WHAT YOU HAVE TO DO - Go through the material and pull out every line with the string "components" in it.
• • • • •
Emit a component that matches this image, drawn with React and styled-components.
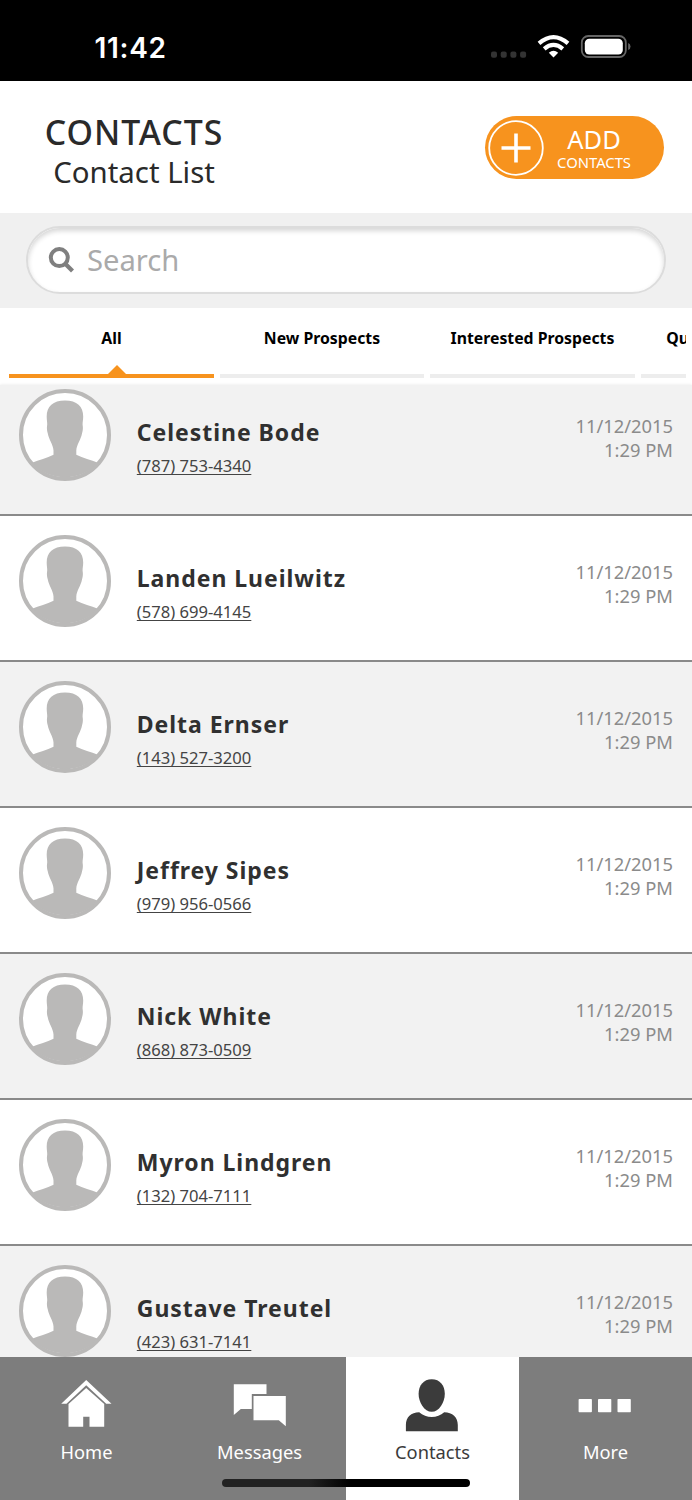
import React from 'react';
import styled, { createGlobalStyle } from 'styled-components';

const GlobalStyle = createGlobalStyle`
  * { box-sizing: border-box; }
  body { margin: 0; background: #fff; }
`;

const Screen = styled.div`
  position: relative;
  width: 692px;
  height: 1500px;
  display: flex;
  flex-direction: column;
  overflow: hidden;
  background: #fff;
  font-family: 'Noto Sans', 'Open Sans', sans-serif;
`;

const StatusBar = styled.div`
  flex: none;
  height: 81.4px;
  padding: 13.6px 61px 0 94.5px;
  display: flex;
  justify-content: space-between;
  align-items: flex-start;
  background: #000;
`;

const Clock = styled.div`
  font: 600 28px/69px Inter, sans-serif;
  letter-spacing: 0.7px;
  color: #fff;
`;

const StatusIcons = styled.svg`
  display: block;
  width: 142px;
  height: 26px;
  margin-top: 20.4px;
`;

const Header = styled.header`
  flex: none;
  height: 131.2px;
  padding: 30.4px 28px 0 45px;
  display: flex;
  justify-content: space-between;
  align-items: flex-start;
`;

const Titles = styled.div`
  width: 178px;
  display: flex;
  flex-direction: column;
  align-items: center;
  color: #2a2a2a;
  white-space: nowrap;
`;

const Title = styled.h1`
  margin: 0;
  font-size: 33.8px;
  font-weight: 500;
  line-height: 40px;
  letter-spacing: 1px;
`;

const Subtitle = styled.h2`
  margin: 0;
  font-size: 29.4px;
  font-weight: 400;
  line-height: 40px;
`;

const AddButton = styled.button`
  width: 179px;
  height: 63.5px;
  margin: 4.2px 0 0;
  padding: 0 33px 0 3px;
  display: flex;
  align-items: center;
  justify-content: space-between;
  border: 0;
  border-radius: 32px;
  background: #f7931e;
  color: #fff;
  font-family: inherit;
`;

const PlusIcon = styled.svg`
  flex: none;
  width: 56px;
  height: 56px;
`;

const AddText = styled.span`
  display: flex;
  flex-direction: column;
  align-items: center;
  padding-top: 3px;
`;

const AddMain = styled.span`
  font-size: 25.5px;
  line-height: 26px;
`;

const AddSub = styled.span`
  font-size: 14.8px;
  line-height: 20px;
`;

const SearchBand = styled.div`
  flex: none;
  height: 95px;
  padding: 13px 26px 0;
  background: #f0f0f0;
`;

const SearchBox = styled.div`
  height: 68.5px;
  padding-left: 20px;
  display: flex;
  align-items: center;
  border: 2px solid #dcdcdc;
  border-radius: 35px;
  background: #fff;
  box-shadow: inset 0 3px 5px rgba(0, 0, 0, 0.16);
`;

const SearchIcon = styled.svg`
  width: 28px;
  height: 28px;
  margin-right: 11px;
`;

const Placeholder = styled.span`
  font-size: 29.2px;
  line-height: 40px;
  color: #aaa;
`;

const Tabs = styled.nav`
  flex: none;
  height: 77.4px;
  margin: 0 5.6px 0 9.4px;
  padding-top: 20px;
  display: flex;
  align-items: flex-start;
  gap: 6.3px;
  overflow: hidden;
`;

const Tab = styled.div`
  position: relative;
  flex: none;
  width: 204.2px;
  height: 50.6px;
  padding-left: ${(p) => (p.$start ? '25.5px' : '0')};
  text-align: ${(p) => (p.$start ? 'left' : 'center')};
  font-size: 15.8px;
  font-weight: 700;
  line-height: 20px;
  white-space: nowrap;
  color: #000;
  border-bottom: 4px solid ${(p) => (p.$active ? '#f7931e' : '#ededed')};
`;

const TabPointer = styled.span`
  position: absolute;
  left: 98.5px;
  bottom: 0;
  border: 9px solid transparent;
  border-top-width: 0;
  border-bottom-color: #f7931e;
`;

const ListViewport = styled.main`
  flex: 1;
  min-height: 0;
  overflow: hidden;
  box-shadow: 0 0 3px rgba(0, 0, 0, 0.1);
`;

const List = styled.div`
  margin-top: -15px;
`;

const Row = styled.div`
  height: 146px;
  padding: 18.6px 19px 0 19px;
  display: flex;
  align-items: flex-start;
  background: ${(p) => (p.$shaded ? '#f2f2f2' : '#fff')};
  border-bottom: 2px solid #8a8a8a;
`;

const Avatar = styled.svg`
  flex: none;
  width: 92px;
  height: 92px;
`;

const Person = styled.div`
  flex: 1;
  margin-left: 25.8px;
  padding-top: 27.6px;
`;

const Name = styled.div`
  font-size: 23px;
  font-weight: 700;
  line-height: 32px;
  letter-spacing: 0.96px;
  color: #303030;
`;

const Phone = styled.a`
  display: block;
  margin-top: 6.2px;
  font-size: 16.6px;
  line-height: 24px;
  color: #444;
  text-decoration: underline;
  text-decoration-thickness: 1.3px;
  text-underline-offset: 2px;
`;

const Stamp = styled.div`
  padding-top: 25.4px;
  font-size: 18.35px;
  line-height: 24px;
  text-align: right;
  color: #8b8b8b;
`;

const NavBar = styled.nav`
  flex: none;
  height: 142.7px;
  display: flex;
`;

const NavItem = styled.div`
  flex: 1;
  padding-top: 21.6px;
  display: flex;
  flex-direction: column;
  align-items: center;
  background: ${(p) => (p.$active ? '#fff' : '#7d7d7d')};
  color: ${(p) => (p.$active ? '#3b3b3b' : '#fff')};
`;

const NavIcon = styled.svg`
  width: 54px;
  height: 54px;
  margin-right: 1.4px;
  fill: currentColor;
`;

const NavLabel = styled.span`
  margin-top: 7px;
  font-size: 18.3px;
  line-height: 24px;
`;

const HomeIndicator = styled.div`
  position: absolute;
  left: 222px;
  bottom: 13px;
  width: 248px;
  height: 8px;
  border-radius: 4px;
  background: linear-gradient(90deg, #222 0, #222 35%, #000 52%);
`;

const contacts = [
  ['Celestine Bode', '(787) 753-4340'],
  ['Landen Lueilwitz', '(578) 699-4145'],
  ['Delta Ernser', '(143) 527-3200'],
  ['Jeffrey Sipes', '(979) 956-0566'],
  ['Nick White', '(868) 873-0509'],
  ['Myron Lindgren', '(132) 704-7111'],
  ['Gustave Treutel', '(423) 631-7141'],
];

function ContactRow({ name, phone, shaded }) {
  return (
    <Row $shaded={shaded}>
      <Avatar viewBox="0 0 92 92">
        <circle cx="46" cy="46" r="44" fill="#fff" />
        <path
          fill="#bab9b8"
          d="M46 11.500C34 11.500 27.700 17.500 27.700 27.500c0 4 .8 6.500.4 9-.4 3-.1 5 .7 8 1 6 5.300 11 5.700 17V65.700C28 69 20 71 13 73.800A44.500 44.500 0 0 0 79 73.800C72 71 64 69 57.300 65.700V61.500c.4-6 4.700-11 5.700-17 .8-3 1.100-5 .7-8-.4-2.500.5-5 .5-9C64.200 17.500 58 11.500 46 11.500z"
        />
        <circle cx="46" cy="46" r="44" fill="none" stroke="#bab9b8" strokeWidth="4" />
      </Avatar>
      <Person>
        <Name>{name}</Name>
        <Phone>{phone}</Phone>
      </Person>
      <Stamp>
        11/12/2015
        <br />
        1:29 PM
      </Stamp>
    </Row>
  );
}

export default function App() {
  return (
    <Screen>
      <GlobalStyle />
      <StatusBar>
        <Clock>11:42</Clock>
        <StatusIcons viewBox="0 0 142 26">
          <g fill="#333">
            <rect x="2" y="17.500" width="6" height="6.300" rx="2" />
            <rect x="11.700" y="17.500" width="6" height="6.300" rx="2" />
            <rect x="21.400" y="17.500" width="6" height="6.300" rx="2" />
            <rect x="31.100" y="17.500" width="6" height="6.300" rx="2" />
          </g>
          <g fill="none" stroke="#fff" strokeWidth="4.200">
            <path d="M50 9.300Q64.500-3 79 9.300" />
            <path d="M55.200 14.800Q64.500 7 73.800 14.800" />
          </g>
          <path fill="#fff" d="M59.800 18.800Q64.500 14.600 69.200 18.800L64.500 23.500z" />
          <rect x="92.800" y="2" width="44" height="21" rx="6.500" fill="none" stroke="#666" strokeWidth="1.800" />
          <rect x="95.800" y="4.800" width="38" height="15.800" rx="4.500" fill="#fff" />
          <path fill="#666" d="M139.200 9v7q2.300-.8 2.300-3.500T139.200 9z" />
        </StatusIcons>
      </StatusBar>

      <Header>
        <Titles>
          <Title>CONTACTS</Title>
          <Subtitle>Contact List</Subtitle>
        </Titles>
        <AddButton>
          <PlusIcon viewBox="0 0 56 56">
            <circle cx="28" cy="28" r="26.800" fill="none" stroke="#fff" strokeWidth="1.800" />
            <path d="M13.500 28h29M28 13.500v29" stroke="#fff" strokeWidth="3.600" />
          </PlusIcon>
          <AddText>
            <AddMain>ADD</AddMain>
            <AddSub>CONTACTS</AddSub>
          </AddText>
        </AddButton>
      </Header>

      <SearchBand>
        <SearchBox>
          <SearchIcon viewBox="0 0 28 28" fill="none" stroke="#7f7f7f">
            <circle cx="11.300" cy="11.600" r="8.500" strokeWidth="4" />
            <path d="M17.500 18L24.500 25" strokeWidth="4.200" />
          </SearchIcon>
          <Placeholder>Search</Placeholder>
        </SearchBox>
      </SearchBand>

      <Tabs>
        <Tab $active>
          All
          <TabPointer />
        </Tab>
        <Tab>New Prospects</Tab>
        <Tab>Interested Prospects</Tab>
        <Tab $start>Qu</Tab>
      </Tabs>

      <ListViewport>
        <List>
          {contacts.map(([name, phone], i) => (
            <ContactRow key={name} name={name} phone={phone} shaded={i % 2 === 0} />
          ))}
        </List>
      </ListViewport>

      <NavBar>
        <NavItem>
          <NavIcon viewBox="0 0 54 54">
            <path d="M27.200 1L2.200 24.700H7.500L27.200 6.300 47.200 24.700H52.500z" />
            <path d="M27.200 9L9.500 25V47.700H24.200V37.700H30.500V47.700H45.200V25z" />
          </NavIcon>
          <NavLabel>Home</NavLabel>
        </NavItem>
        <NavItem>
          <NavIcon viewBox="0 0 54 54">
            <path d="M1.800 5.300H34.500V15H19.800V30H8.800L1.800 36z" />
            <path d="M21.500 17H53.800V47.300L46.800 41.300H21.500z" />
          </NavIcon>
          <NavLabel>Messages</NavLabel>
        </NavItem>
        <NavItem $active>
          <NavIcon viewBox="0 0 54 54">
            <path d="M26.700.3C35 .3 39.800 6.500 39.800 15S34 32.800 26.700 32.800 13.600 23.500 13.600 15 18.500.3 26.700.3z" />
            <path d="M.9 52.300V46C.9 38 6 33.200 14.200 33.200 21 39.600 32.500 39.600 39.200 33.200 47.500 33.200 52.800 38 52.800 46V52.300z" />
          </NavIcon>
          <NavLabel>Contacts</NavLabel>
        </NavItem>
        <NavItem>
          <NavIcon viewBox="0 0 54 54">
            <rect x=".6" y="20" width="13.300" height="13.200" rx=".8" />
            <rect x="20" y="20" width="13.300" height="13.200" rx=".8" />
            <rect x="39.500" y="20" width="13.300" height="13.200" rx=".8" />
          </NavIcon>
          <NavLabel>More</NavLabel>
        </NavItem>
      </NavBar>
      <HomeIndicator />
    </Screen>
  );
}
• • • • •
FULL SOLUTION -
Emit a component that matches this image, drawn with React and styled-components.
import styled, { createGlobalStyle } from 'styled-components';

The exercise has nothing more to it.